Focus of school consolidation changes

AMHERST – When the school boards first began looking at joining the three school districts in SAU 39, the push was financial, based on declining enrollments and rising costs.

A “streamline committee,” charged with looking on school efficiency, reported last year that student population declines were accelerating, while costs are going up and state aid is going down.

The current SAU operation is not optimal, it said, from standpoints of costs and education quality.

During a recent forum at Souhegan Cooperative High School, Superintendent Peter Warburton emphasized the quality aspect.

The positive benefits of joining the Amherst Mont Vernon districts go far beyond costs, he said, and would mean students would have more consistent access to school resources, including foreign language instruction, athletics and co-curricular activities if there is one school district.

During a similar forum in Mont Vernon Oct. 25, residents expressed concern about loss of control in a larger school board and, in particular, losing control of the fate of the Village School.

“Mont Vernon has a great little school, and I personally believe it should stay open,” said the superintendent, who gave examples of how having three different districts means less flexibility and more inconvenience.

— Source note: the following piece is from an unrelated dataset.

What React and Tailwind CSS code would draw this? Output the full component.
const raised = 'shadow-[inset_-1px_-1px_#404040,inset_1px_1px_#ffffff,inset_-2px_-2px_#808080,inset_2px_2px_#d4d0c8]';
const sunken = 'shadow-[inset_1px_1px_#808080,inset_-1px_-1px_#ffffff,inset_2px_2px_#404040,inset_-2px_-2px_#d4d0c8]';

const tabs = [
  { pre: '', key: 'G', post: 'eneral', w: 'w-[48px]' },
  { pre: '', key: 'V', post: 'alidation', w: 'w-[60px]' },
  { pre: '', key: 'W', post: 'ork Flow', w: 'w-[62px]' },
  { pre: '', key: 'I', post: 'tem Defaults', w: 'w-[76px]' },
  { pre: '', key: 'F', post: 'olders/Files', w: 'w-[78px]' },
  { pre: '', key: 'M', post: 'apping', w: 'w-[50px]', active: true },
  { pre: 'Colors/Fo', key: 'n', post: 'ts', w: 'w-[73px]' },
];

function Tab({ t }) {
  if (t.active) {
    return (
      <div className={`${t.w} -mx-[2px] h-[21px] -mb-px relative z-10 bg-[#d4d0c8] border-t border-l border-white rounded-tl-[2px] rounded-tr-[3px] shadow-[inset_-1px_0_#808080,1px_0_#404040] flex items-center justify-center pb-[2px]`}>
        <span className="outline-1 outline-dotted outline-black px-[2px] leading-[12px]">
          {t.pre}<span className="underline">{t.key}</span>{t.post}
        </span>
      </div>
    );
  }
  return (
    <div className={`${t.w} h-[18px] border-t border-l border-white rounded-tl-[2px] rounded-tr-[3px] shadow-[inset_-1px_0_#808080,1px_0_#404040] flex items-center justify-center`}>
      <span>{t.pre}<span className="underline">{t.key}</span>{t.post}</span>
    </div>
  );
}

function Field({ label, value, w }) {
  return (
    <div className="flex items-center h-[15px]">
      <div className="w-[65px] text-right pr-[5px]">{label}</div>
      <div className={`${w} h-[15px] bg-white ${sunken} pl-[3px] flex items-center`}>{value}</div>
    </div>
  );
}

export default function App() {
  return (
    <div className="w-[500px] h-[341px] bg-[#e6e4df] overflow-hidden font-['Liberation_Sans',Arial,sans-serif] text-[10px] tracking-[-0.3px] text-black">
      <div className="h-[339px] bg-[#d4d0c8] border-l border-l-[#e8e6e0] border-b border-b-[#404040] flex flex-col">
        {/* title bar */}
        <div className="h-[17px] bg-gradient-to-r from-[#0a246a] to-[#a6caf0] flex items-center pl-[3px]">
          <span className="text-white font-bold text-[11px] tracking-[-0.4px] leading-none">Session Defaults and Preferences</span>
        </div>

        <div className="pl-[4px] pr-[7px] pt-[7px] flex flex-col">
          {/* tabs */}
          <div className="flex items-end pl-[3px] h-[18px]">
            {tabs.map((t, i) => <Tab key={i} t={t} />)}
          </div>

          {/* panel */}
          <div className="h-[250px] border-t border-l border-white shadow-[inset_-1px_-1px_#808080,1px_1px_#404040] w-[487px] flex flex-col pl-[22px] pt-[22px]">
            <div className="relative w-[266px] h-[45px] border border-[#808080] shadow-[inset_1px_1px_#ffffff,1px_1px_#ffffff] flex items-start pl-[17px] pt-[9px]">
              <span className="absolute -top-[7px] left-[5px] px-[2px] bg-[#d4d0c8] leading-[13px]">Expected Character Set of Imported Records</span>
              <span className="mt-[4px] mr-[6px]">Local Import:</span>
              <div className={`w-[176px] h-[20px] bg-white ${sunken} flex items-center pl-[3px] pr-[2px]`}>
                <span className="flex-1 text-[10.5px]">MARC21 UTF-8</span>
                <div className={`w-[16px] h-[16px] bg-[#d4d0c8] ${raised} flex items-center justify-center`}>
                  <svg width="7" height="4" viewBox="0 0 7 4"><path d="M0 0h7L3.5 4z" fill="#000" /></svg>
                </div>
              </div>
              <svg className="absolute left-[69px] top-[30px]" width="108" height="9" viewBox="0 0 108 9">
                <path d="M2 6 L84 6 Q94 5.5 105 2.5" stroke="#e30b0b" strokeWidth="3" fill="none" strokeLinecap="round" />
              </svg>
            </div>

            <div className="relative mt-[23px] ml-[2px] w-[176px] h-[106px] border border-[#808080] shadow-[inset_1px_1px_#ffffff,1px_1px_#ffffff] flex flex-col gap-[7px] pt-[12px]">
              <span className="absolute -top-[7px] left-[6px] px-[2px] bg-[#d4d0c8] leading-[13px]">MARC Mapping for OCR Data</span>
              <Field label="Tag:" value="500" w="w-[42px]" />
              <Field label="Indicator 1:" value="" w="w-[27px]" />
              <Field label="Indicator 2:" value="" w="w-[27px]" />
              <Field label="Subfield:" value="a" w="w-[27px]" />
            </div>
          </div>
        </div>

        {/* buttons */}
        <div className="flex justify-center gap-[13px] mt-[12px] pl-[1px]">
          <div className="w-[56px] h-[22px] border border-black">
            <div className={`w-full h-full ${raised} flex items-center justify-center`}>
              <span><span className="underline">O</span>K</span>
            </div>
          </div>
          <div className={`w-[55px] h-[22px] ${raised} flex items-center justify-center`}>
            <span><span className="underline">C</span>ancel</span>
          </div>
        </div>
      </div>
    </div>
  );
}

Buses from one district can’t drop off kids at an out-of-district school, even if they are going right by it, Warburton said. “It’s a whole different world. Like three different countries.”

The superintendent said he favors consolidation, but reassured people it is “not a done deal,”and said it would give him the flexibility to move staff around, which would save money and have “stellar staff working in different buildings.”

If the Clark-Wilkins elementary schools become crowded, and there happens to be space at the Mont Vernon school, children could be moved around.

One mother at the Amherst meeting said she moved to Amherst because of the schools.

“As a parent, that gives me pause,” she said.

Under a process mandated by state law, each of the three school boards would have to vote in the affirmative to put it on the district warrant, then voters in individual districts must vote on it. If one school board votes no, the issue is dead.

Frank Brown, who chaired the distinct’s streamline committee, said the focus should remain on what’s best for the children.

If Mont Vernon, which has more part-time staff than Amherst, winds up with 25 percent part-timers, it “can’t help the educational experience, and “a bigger district might not have to make that trade off.”

There will be another forum early in December, on a date to be announced, when more details of the consolidation process will be discussed.

The streamline committee reported last year that the Mont Vernon Village School had 178 students, down from 231 six years ago, with projections of about 160 in the near future.

Consolidation would save the entire district between $200,000 and $300,000 a year, mostly in administrative costs, it was reported at the Mont Vernon forum, where people in favor of it focused on having a richer education experience for their children.